▸ **Task statement**:
Look through the listing for the word "image". Copy each line that has it.

▸ **Source data**:
#####
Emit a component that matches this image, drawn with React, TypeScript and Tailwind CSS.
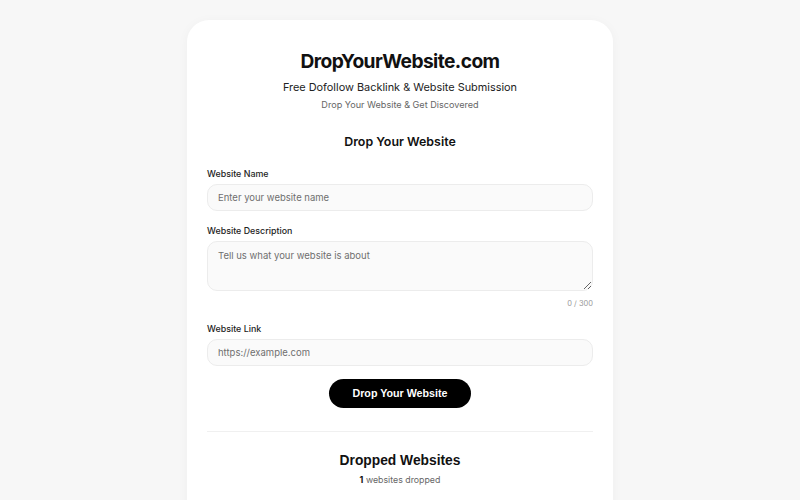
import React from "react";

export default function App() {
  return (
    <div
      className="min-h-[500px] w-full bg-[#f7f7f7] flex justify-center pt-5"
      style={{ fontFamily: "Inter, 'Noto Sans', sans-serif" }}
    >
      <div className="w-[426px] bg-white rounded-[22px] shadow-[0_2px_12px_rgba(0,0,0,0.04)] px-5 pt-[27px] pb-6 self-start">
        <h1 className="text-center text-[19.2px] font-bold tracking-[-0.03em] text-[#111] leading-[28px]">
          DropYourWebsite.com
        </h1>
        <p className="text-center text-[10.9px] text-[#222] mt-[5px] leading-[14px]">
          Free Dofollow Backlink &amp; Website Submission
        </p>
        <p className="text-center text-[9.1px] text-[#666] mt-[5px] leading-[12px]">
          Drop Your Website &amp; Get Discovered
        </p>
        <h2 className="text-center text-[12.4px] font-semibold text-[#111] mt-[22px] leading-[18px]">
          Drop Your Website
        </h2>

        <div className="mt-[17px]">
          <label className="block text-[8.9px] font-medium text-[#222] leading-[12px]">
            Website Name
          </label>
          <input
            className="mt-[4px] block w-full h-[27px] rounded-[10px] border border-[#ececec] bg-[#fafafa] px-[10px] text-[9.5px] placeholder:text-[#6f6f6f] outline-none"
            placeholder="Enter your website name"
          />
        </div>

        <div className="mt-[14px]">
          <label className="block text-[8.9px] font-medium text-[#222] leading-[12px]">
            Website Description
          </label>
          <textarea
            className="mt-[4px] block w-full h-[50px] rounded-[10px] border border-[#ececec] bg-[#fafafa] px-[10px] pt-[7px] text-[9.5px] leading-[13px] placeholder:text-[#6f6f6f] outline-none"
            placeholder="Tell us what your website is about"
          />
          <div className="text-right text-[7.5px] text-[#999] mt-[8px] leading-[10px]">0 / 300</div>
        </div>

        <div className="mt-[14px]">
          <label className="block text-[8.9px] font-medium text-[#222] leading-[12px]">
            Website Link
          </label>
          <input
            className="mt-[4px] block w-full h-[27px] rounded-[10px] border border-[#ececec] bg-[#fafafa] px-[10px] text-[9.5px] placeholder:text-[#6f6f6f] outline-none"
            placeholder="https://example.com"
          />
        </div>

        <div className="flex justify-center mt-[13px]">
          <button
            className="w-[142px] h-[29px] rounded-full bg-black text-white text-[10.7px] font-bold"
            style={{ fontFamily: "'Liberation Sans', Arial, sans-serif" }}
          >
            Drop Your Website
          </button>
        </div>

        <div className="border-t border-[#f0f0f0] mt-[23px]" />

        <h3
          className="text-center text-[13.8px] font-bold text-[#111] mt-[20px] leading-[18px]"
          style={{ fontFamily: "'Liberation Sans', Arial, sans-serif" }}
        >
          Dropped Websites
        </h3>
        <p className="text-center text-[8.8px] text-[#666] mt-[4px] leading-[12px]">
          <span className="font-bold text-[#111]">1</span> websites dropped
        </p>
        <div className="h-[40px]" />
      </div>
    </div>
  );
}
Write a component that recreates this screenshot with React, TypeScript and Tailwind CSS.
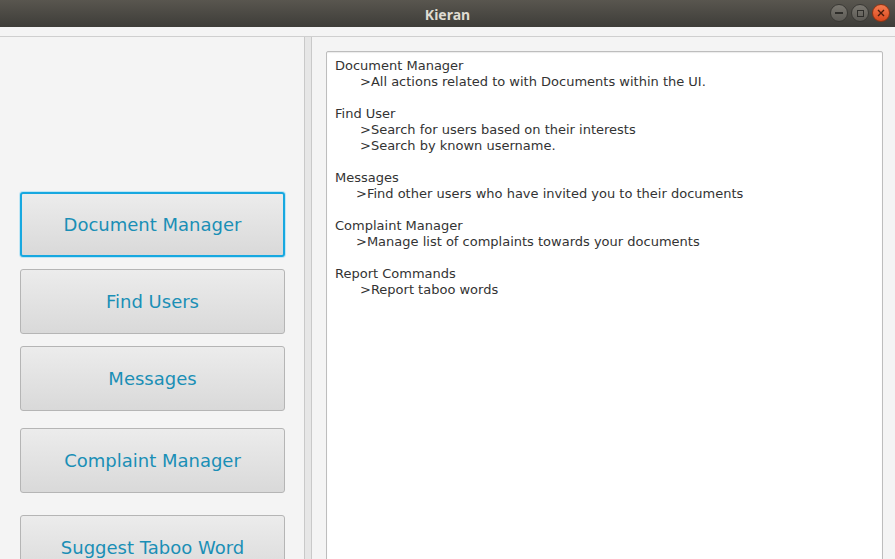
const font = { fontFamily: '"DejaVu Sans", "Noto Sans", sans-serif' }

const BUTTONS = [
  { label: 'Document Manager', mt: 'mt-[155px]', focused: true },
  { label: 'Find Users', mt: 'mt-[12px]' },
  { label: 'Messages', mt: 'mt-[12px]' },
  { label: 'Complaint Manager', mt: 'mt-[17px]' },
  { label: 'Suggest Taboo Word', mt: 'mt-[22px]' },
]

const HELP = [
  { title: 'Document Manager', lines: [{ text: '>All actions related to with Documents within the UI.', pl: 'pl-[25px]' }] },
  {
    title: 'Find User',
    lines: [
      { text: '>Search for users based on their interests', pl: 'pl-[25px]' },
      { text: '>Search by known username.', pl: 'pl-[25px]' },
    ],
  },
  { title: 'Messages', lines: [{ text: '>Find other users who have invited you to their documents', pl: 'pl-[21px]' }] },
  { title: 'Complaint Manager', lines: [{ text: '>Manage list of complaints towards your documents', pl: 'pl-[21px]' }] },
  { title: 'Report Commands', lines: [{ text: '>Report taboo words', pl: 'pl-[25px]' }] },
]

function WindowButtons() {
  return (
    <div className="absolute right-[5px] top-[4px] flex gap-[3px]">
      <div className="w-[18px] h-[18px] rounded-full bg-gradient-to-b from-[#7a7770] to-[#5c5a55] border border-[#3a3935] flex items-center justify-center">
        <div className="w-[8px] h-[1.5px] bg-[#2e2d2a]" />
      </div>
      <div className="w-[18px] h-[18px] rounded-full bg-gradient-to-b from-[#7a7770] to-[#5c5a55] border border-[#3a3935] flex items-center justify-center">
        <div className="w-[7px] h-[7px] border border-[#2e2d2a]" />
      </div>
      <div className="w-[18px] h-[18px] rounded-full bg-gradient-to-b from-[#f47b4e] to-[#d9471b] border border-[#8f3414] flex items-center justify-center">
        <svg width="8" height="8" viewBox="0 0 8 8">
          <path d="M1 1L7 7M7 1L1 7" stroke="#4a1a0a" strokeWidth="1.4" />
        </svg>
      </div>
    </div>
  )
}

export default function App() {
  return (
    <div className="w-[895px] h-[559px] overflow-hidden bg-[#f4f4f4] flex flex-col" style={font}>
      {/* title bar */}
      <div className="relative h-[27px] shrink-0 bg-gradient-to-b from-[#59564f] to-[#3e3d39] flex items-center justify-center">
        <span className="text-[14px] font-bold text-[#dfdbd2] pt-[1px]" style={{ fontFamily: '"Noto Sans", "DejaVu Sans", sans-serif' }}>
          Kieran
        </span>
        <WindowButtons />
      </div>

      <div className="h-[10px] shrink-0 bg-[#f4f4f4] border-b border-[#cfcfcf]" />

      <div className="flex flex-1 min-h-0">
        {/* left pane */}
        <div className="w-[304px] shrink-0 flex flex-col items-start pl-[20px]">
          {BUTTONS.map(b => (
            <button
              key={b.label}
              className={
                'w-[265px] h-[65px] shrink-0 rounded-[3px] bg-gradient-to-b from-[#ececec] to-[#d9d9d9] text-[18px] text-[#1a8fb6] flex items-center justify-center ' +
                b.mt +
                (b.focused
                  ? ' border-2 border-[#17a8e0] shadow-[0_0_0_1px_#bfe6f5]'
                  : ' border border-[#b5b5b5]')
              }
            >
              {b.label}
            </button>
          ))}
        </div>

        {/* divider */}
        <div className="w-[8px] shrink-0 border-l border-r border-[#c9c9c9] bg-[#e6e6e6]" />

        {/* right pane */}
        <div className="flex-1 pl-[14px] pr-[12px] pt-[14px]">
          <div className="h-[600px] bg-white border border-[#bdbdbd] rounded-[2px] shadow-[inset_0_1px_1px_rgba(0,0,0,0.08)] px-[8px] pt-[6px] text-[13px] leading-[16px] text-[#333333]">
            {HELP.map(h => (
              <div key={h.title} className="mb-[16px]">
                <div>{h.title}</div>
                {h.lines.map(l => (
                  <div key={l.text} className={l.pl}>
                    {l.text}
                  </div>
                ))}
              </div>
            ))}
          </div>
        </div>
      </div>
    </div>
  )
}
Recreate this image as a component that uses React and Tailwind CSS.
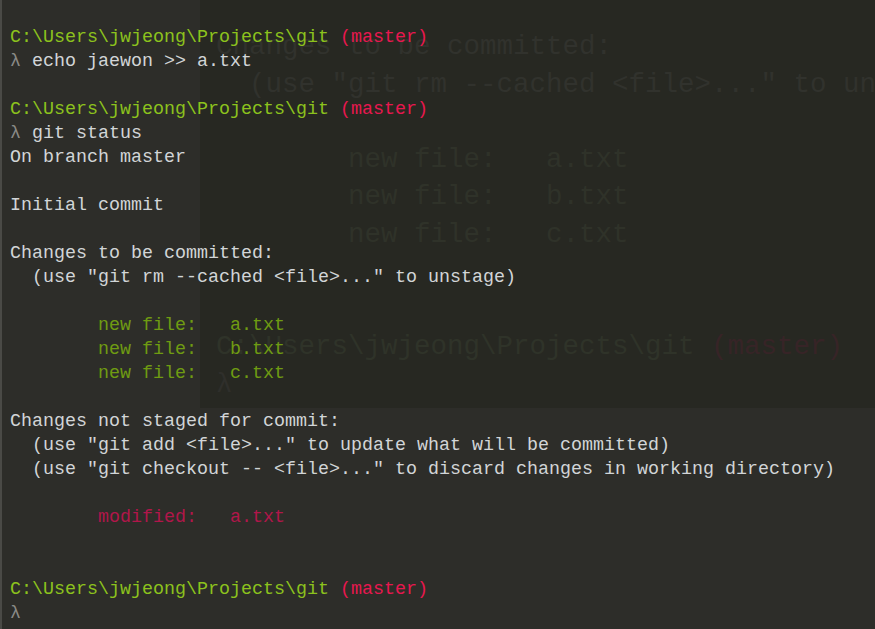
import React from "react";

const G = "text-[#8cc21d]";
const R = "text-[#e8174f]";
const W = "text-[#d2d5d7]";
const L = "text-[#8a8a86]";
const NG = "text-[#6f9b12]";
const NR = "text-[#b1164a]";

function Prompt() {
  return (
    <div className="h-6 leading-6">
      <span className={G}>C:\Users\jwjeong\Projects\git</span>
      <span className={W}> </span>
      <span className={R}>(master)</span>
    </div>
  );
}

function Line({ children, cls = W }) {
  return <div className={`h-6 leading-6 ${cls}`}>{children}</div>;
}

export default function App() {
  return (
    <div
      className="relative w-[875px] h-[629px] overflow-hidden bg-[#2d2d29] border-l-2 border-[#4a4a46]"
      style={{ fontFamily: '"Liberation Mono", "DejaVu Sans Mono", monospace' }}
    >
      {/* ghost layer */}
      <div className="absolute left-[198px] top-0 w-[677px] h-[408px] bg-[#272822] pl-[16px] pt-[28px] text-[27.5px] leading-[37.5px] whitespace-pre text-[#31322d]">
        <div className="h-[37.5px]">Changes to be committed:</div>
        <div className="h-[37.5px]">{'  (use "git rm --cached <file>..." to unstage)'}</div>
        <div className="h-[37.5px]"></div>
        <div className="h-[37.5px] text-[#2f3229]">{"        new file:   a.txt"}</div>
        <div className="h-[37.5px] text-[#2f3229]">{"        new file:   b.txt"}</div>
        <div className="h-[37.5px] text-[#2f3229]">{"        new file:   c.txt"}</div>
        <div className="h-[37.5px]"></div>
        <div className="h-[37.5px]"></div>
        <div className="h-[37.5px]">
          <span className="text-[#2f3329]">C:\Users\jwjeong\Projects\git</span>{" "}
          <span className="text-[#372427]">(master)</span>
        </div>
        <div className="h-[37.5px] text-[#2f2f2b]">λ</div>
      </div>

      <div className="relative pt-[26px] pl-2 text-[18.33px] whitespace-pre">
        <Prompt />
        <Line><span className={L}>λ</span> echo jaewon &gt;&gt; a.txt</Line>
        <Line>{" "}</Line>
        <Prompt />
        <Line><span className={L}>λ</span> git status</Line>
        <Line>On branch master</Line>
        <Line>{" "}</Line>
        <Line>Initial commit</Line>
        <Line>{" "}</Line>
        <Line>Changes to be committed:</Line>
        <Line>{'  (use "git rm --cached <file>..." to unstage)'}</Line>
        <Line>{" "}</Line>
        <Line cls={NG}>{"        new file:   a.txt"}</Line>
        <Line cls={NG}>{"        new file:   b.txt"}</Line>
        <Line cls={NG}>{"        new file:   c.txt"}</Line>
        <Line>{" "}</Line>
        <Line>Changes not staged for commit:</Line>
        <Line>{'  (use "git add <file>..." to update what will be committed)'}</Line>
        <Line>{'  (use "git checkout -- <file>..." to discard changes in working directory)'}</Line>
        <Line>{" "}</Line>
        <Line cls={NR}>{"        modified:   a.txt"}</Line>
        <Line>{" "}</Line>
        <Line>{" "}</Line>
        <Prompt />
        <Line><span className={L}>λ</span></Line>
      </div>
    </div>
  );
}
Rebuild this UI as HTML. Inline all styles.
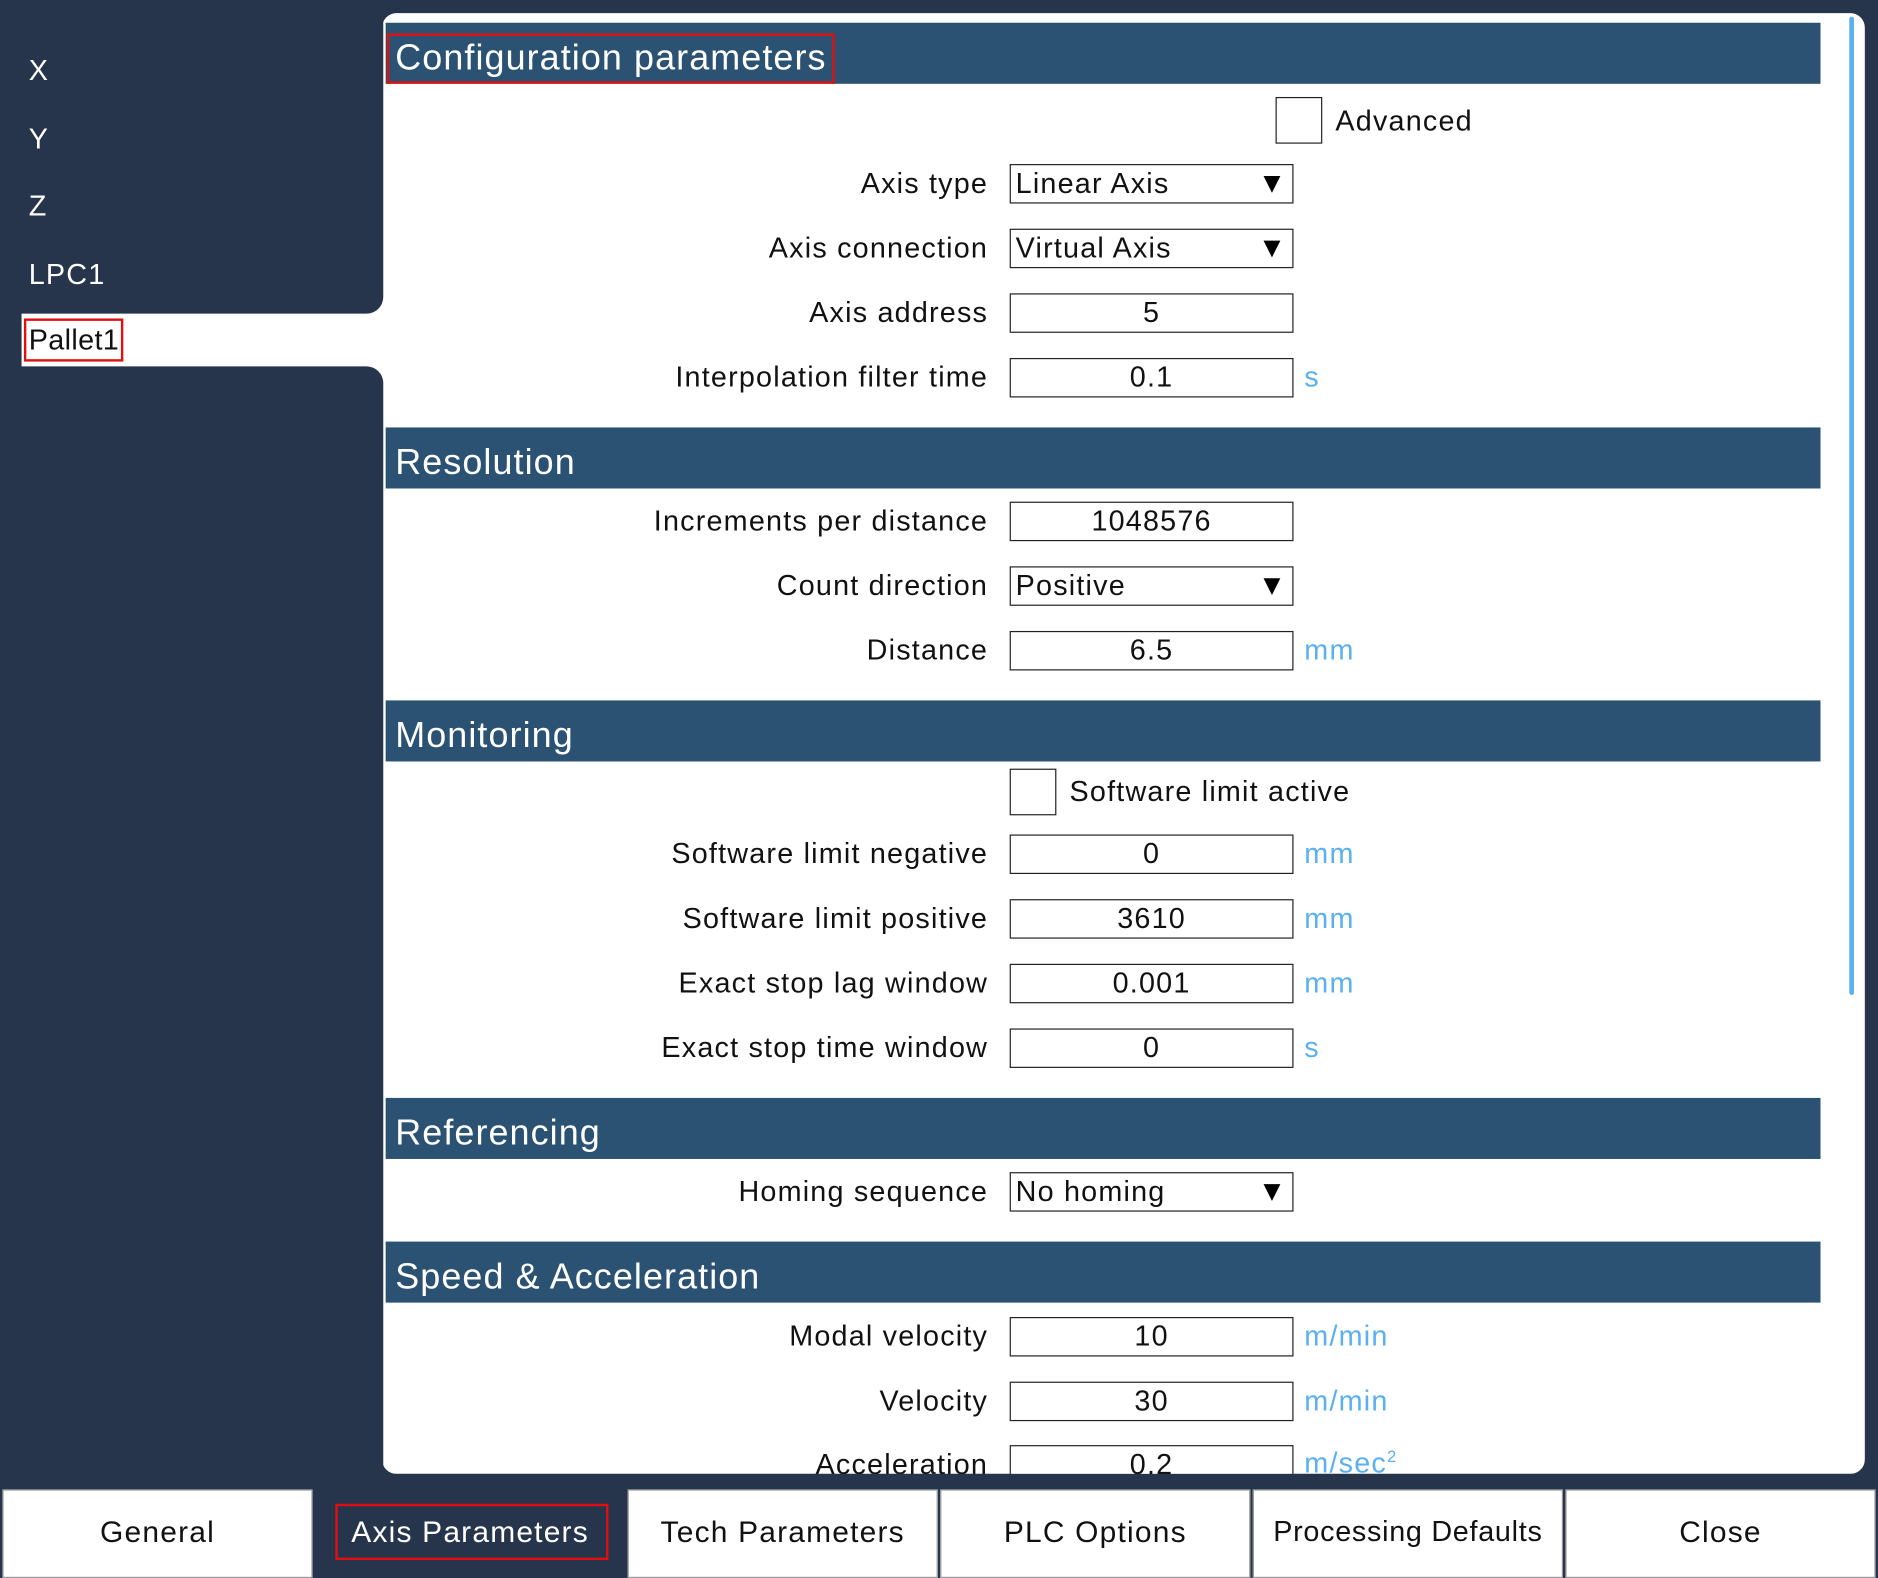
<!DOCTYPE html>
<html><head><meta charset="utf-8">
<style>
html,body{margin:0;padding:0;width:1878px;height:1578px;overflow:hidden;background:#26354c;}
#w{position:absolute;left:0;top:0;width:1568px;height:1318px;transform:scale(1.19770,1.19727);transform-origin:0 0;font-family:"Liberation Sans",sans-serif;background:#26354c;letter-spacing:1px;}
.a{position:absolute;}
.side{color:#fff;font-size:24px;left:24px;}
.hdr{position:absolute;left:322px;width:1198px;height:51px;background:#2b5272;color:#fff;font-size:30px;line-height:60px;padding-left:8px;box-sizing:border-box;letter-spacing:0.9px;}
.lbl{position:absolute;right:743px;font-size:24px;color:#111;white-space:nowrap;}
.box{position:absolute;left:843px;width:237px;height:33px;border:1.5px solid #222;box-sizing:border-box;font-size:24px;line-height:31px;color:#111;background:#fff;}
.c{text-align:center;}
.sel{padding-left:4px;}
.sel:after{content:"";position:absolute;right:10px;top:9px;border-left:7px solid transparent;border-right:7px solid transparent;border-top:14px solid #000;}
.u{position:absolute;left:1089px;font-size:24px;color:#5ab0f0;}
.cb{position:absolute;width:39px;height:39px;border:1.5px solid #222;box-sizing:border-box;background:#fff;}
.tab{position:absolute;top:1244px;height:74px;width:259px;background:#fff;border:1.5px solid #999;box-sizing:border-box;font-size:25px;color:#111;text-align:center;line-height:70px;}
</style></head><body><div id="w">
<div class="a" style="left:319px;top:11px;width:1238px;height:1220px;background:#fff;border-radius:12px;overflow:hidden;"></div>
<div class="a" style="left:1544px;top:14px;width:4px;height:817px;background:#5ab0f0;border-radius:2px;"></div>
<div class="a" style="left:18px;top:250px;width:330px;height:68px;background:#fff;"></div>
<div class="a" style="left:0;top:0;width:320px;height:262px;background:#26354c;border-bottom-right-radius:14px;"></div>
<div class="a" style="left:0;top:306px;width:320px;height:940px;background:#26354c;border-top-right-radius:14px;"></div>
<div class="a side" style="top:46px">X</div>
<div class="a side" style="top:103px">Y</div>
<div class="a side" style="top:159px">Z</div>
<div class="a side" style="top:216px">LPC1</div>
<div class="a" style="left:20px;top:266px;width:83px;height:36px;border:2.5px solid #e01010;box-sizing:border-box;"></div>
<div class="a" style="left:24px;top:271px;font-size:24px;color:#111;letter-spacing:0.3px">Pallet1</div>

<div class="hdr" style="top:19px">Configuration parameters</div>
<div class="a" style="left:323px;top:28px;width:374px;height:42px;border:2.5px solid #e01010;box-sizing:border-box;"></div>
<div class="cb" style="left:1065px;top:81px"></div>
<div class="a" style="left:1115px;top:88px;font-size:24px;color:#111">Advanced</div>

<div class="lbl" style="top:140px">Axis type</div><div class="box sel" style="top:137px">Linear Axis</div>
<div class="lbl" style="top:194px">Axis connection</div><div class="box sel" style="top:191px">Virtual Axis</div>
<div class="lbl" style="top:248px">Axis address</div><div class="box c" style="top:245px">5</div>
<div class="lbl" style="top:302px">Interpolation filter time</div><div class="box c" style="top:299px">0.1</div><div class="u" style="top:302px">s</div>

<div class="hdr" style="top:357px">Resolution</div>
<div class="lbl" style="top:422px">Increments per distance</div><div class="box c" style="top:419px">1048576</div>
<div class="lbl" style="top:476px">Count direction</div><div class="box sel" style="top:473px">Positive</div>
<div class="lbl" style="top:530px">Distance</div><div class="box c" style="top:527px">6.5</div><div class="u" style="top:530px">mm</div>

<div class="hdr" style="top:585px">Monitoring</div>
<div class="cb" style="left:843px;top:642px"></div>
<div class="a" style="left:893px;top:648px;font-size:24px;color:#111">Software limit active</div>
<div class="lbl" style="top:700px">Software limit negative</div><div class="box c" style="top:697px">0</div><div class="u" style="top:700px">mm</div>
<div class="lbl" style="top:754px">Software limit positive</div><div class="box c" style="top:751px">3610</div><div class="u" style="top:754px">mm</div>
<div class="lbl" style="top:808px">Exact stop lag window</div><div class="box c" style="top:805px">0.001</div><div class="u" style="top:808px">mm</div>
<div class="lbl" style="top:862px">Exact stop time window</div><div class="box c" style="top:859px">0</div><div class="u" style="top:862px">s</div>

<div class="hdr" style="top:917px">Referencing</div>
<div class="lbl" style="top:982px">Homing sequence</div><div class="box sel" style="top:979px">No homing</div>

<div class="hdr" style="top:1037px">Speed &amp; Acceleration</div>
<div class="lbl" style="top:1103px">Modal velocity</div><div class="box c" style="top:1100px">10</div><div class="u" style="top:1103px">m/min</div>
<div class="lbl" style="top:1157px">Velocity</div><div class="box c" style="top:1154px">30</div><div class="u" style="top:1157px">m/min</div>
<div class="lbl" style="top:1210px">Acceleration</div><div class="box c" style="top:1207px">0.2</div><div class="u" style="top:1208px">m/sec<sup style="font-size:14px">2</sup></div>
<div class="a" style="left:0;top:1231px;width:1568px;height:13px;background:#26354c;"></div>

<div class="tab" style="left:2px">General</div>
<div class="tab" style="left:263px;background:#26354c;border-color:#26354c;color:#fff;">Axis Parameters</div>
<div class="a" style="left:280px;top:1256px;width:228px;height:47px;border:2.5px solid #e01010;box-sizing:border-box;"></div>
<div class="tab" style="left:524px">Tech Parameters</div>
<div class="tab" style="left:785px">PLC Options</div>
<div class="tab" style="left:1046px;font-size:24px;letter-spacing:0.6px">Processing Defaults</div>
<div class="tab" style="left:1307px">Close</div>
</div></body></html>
#####
▸ **Written reply**:
Emit a component that matches this image, drawn with React, TypeScript and Tailwind CSS.
Recreate this image as a component that uses React and Tailwind CSS.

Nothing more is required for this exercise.